Tally the lines in the listing below that include "this". Answer with the count and nothing more.

Stored data:
__________________________________________________

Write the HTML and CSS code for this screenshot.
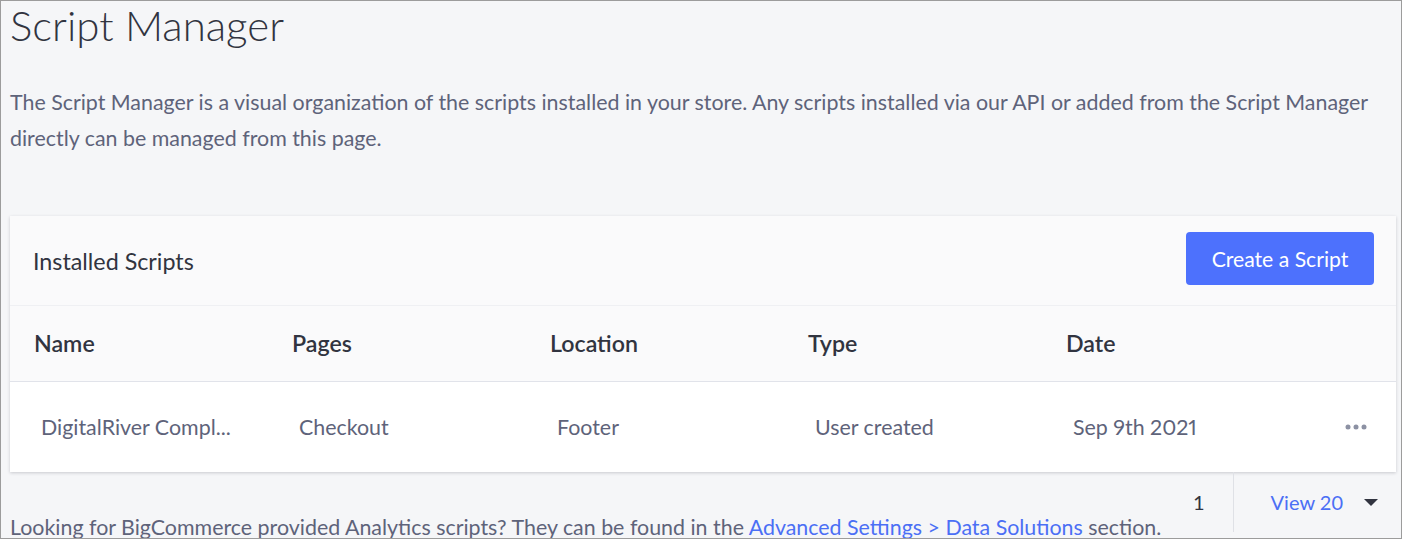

__________________________________________________

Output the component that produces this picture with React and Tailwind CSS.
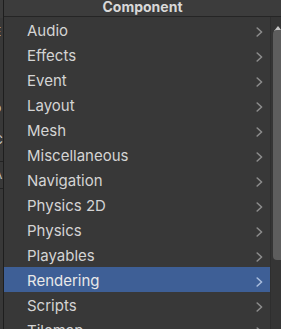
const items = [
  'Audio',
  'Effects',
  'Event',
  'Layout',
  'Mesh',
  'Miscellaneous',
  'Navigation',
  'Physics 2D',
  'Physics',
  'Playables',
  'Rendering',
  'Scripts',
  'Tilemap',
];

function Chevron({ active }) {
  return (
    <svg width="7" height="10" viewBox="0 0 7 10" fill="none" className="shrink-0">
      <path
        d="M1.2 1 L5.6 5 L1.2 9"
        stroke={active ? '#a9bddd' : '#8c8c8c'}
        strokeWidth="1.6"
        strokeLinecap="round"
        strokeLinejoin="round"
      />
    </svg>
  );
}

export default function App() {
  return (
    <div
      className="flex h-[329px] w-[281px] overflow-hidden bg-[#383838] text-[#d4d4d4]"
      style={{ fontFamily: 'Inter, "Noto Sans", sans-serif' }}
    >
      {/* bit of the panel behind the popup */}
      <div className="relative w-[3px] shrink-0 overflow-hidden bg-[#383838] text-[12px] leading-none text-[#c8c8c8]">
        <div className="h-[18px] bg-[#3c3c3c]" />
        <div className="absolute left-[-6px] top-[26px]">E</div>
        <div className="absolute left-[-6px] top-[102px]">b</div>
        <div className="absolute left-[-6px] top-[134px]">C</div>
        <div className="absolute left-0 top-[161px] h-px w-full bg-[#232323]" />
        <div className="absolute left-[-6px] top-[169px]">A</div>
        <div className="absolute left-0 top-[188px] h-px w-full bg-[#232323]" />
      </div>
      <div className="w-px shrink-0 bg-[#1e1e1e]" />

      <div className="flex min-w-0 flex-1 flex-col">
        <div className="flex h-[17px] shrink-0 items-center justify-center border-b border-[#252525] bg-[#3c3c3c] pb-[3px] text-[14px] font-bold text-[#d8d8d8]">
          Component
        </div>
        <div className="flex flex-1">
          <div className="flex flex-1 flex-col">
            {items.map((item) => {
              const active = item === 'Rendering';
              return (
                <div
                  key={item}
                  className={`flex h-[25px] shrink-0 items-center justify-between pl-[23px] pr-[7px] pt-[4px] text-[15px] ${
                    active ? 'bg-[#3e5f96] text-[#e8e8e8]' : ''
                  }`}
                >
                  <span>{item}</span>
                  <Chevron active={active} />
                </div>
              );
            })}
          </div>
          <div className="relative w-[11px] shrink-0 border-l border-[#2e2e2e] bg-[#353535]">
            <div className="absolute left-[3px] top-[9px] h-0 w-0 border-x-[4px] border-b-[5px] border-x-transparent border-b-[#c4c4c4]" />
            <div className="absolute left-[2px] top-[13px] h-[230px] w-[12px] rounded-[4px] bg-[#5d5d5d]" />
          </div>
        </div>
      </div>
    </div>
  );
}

__________________________________________________

Complete response:
2